-------- Material
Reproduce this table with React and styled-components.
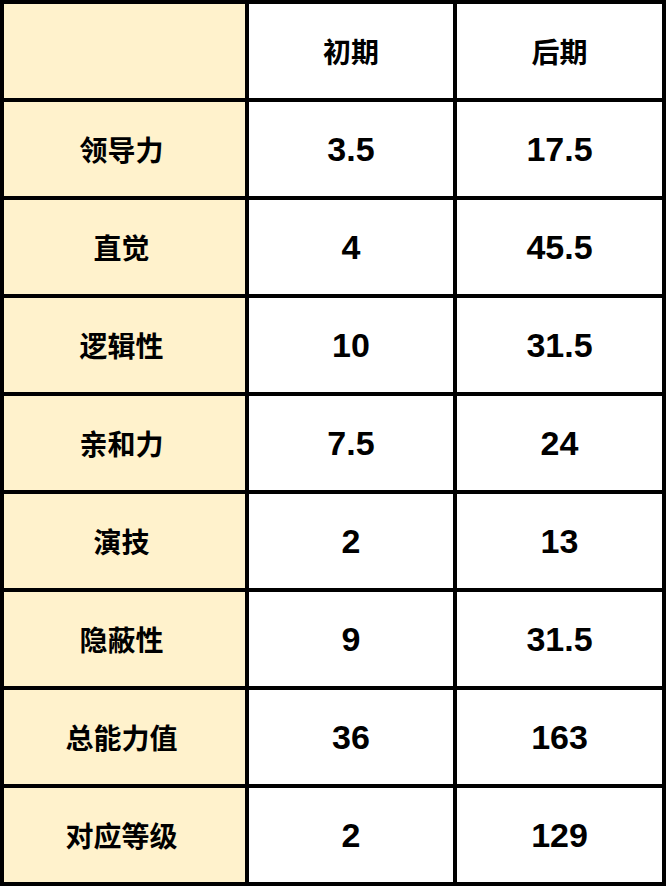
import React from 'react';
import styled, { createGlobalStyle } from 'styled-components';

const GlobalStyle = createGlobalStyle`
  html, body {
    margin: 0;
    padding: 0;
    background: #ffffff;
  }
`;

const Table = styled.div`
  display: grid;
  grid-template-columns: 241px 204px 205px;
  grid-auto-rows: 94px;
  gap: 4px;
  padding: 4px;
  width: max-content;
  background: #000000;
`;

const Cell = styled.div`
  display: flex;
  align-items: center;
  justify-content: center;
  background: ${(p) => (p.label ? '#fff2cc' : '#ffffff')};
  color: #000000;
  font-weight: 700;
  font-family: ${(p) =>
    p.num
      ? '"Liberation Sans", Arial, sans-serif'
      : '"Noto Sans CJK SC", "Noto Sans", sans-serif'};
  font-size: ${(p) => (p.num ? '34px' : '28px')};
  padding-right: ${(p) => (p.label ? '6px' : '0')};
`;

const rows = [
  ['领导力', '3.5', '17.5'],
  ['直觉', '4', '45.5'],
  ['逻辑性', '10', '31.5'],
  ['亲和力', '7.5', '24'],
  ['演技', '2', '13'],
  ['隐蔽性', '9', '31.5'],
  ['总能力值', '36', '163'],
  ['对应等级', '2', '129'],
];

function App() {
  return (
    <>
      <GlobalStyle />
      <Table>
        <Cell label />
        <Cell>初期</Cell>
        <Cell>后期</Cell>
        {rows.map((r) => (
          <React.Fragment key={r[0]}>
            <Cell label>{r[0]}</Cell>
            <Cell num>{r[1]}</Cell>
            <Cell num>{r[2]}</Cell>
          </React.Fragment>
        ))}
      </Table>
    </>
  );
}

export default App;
----------------
> Short problem: Your task is to repeat the material above exactly, without its pictures.

> Solved exercise:
Reproduce this table with React and styled-components.
import React from 'react';
import styled, { createGlobalStyle } from 'styled-components';

const GlobalStyle = createGlobalStyle`
  html, body {
    margin: 0;
    padding: 0;
    background: #ffffff;
  }
`;

const Table = styled.div`
  display: grid;
  grid-template-columns: 241px 204px 205px;
  grid-auto-rows: 94px;
  gap: 4px;
  padding: 4px;
  width: max-content;
  background: #000000;
`;

const Cell = styled.div`
  display: flex;
  align-items: center;
  justify-content: center;
  background: ${(p) => (p.label ? '#fff2cc' : '#ffffff')};
  color: #000000;
  font-weight: 700;
  font-family: ${(p) =>
    p.num
      ? '"Liberation Sans", Arial, sans-serif'
      : '"Noto Sans CJK SC", "Noto Sans", sans-serif'};
  font-size: ${(p) => (p.num ? '34px' : '28px')};
  padding-right: ${(p) => (p.label ? '6px' : '0')};
`;

const rows = [
  ['领导力', '3.5', '17.5'],
  ['直觉', '4', '45.5'],
  ['逻辑性', '10', '31.5'],
  ['亲和力', '7.5', '24'],
  ['演技', '2', '13'],
  ['隐蔽性', '9', '31.5'],
  ['总能力值', '36', '163'],
  ['对应等级', '2', '129'],
];

function App() {
  return (
    <>
      <GlobalStyle />
      <Table>
        <Cell label />
        <Cell>初期</Cell>
        <Cell>后期</Cell>
        {rows.map((r) => (
          <React.Fragment key={r[0]}>
            <Cell label>{r[0]}</Cell>
            <Cell num>{r[1]}</Cell>
            <Cell num>{r[2]}</Cell>
          </React.Fragment>
        ))}
      </Table>
    </>
  );
}

export default App;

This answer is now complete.